Dogs with chronic diarrhea

Chronic diarrhea is also a common reason why dogs are presented to a veterinarian for assessment and care. In general, there are many different reasons for chronic diarrhea in dogs. A comprehensive clinical history and a thorough physical examination are crucial for arriving at the most appropriate diagnosis. Also, each dog should be evaluated for a possible infestation with gastrointestinal parasites and, if none are identified, treated with a broad-spectrum anthelminthic agent. To rule out secondary causes of chronic diarrhea a complete blood count, serum chemistry profile, urinalysis, and measurement of serum trypsin-like immunoreactivity (cTLI) and pancreatic lipase immunoreactivity (Spec cPLTM) concentrations are warranted. Also, serum folate and cobalamin concentrations should be measured to better characterize the disease process. If no specific underlying cause can be identified and the patient is stable a variety of treatment trials can be undertaken, including dietary trials, antibiotic trials (the author recommends tylosin at 25 mg/kg q 12 hrs), or a probiotic agent. If the patient does not respond further diagnostics are needed to try to identify the definitive cause for the clinical syndrome. However, it is important to point out that probiotics may not only be warranted in canine patients with non-specific chronic diarrhea, but may also be a viable treatment option for dogs with evidence of an alteration in the intestinal bacterial ecosystem (e.g., as evidenced by an increased serum folate concentration) or even inflammatory bowel disease (IBD).
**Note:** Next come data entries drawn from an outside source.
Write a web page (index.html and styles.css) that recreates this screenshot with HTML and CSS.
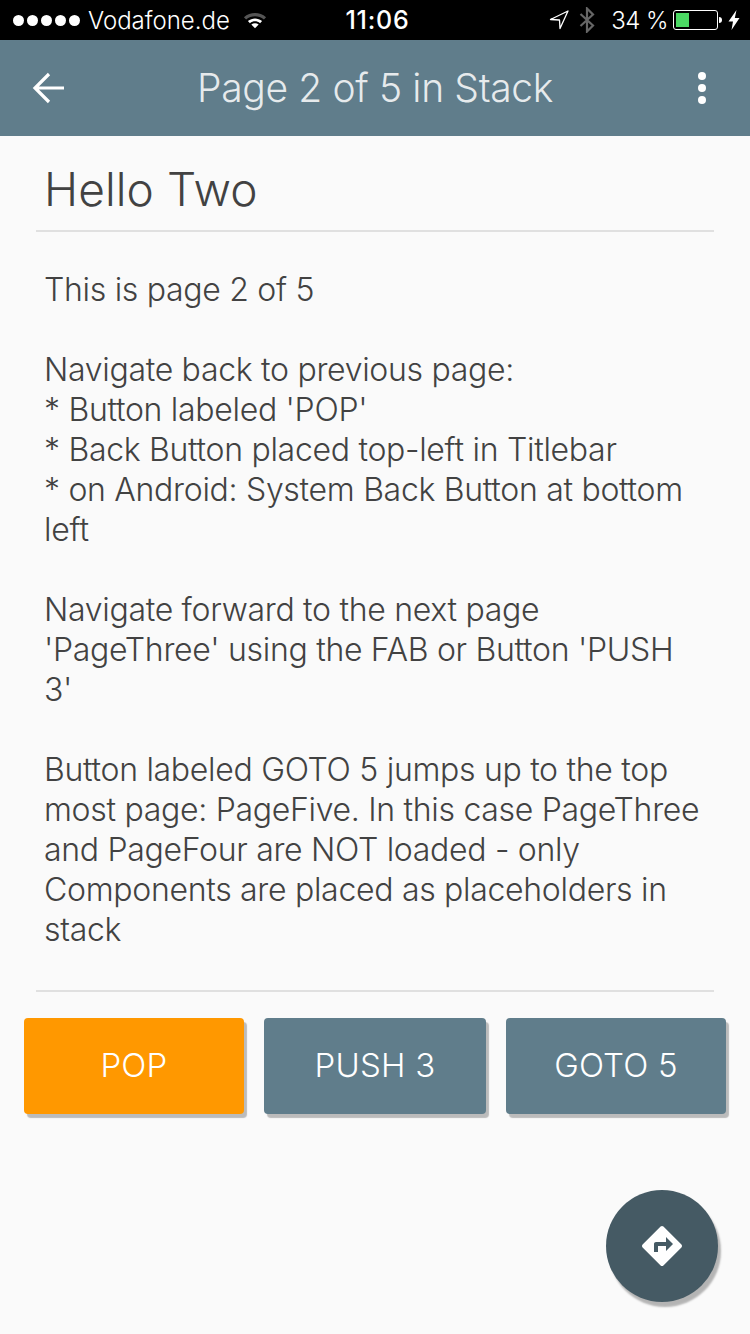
FILE: index.html
```html
<!DOCTYPE html>
<html lang="en">
<head>
<meta charset="UTF-8">
<meta name="viewport" content="width=device-width, initial-scale=1.0">
<title>Page 2 of 5 in Stack</title>
<link rel="stylesheet" href="styles.css">
</head>
<body>

<div class="phone">
    <div class="status-bar">
        <div class="status-left">
            <div class="signal">
                <span class="dot"></span><span class="dot"></span><span class="dot"></span><span class="dot"></span><span class="dot"></span>
            </div>
            <span class="carrier">Vodafone.de</span>
            <svg class="wifi" width="24" height="18" viewBox="0 0 26 19">
                <path d="M1 6.500 C8 0.500 18 0.500 25 6.500 L22.600 9 C17 4.300 9 4.300 3.400 9 Z" fill="#555"/>
                <path d="M5.300 10.700 C10 6.800 16 6.800 20.700 10.700 L18.500 13 C15 10.200 11 10.200 7.500 13 Z" fill="#fff"/>
                <path d="M9 14.400 C11.500 12.500 14.500 12.500 17 14.400 L13 18.400 Z" fill="#fff"/>
            </svg>
        </div>
        <div class="status-time">11:06</div>
        <div class="status-right">
            <svg class="location" width="20" height="20" viewBox="0 0 20 20">
                <path d="M19 1 L1.500 9.500 L10.500 10 L11 18.500 Z" fill="none" stroke="#fff" stroke-width="1.300" stroke-linejoin="round"/>
            </svg>
            <svg class="bluetooth" width="16" height="26" viewBox="0 0 16 26">
                <path d="M1.500 7 L14 18.500 L8 24.500 L8 1.500 L14 7.500 L1.500 19" fill="none" stroke="#666" stroke-width="2.200"/>
            </svg>
            <span class="battery-text">34 %</span>
            <div class="battery">
                <div class="battery-level" style="width: 34%"></div>
            </div>
            <div class="battery-cap"></div>
            <svg class="bolt" width="12" height="20" viewBox="0 0 12 20">
                <path d="M8.500 0 L0.500 11.500 L5 11.500 L3.500 20 L11.500 8 L6.800 8 Z" fill="#fff"/>
            </svg>
        </div>
    </div>

    <div class="app-bar">
        <svg class="back-icon" width="48" height="48" viewBox="0 0 48 48">
            <path d="M40 24 H11 M25 10 L11 24 L25 38" fill="none" stroke="#fff" stroke-width="3.200"/>
        </svg>
        <div class="app-title">Page 2 of 5 in Stack</div>
        <div class="more-icon">
            <span></span><span></span><span></span>
        </div>
    </div>

    <div class="content">
        <div class="card">
            <h1 class="card-title">Hello Two</h1>
            <div class="card-text">This is page 2 of 5

Navigate back to previous page:
* Button labeled 'POP'
* Back Button placed top-left in Titlebar
* on Android: System Back Button at bottom left

Navigate forward to the next page 'PageThree' using the FAB or Button 'PUSH 3'

Button labeled GOTO 5 jumps up to the top most page: PageFive. In this case PageThree and PageFour are NOT loaded - only Components are placed as placeholders in stack</div>
        </div>
        <div class="buttons">
            <div class="btn btn-pop">POP</div>
            <div class="btn">PUSH 3</div>
            <div class="btn">GOTO 5</div>
        </div>
    </div>

    <div class="fab">
        <svg width="48" height="48" viewBox="0 0 24 24">
            <path fill="#fff" d="M21.710 11.290l-9-9c-.39-.39-1.020-.39-1.410 0l-9 9c-.39.39-.39 1.020 0 1.410l9 9c.39.39 1.020.39 1.410 0l9-9c.39-.38.39-1.010 0-1.410zM14 14.500V12h-4v3H8v-4c0-.55.45-1 1-1h5V7.500l3.500 3.500-3.500 3.500z"/>
        </svg>
    </div>
</div>

</body>
</html>
```

FILE: styles.css
```css
html, body {
    margin: 0;
    padding: 0;
}

body {
    font-family: Inter, Roboto, sans-serif;
    background-color: #fafafa;
}

.phone {
    position: relative;
    width: 750px;
    height: 1334px;
    overflow: hidden;
    background-color: #fafafa;
}

.status-bar {
    height: 40px;
    background-color: #000;
    color: #fff;
    display: grid;
    grid-template-columns: 1fr auto 1fr;
    align-items: center;
    font-size: 24px;
    font-weight: 300;
}

.status-left {
    display: flex;
    align-items: center;
    padding-left: 13px;
}

.signal {
    display: flex;
    gap: 3px;
    margin-right: 8px;
}

.dot {
    width: 11px;
    height: 11px;
    border-radius: 50%;
    background-color: #fff;
}

.wifi {
    margin-left: 13px;
}

.status-time {
    padding-left: 5px;
    font-weight: 500;
    font-size: 25px;
    letter-spacing: 0.8px;
}

.status-right {
    display: flex;
    align-items: center;
    justify-content: flex-end;
    padding-right: 10px;
}

.location {
    margin-right: 10px;
}

.bluetooth {
    margin-right: 16px;
}

.battery-text {
    margin-right: 5px;
    letter-spacing: -0.5px;
}

.battery {
    box-sizing: border-box;
    width: 45px;
    height: 20px;
    padding: 2px;
    border: 1px solid #fff;
    border-radius: 3px;
}

.battery-level {
    height: 100%;
    background-color: #4cd964;
}

.battery-cap {
    width: 3px;
    height: 6px;
    margin-left: 1px;
    margin-right: 6px;
    border-radius: 0 3px 3px 0;
    background-color: #fff;
}

.app-bar {
    height: 96px;
    background-color: #607d8b;
    display: flex;
    align-items: center;
    justify-content: center;
    position: relative;
}

.back-icon {
    position: absolute;
    left: 24px;
    top: 24px;
}

.app-title {
    padding-bottom: 2px;
    color: rgba(255, 255, 255, 0.85);
    font-size: 39px;
    font-weight: 300;
    letter-spacing: -0.35px;
}

.more-icon {
    position: absolute;
    right: 44px;
    top: 32px;
    display: flex;
    flex-direction: column;
    gap: 4px;
}

.more-icon span {
    width: 8px;
    height: 8px;
    border-radius: 50%;
    background-color: #fff;
}

.content {
    display: flex;
    flex-direction: column;
}

.card {
    margin: 0 36px;
    border-bottom: 2px solid #e0e0e0;
}

.card-title {
    margin: 0;
    padding: 23px 8px 0;
    height: 71px;
    border-bottom: 2px solid #e0e0e0;
    color: #424242;
    font-size: 46px;
    line-height: 60px;
    font-weight: 300;
    letter-spacing: 0.1px;
}

.card-text {
    padding: 38px 8px 40px;
    color: #424242;
    font-size: 32px;
    line-height: 40px;
    font-weight: 300;
    letter-spacing: -0.3px;
    white-space: pre-line;
}

.buttons {
    display: grid;
    grid-template-columns: 220px 222px 220px;
    gap: 20px;
    padding: 26px 24px 0;
}

.btn {
    box-sizing: border-box;
    height: 96px;
    padding-bottom: 2px;
    display: flex;
    align-items: center;
    justify-content: center;
    border-radius: 4px;
    background-color: #607d8b;
    color: #fff;
    font-size: 33px;
    font-weight: 300;
    letter-spacing: 0.2px;
    box-shadow: 3px 4px 1px rgba(0, 0, 0, 0.25);
}

.btn-pop {
    background-color: #ff9800;
}

.fab {
    position: absolute;
    left: 606px;
    top: 1190px;
    width: 112px;
    height: 112px;
    border-radius: 50%;
    background-color: #455a64;
    display: flex;
    align-items: center;
    justify-content: center;
    box-shadow: 3px 5px 2px rgba(0, 0, 0, 0.28);
}
```
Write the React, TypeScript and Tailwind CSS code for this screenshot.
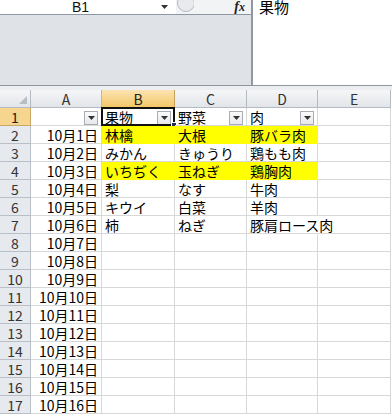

Dogs at risk for developing stress-related diarrhea

Two studies have shown that Bifidobacterium animalis AHC7 is efficacious in preventing stress-induced diarrhea. Thus, dogs that have a history of stress-induced diarrhea are ideal candidates for preventative use of a probiotic agent. Ideally, the probiotic should be started a few days before the stressful event and should be continued for several days after the stressful event.

Cats with diarrhea

As chronic diarrhea is much more common in cats than acute diarrhea, cats with chronic diarrhea or cats with a history of stress-induced diarrhea could be considered for therapy. The same guidelines discussed for dogs with chronic diarrhea or with a history for stress-induced diarrhea also apply for the treatment of cats.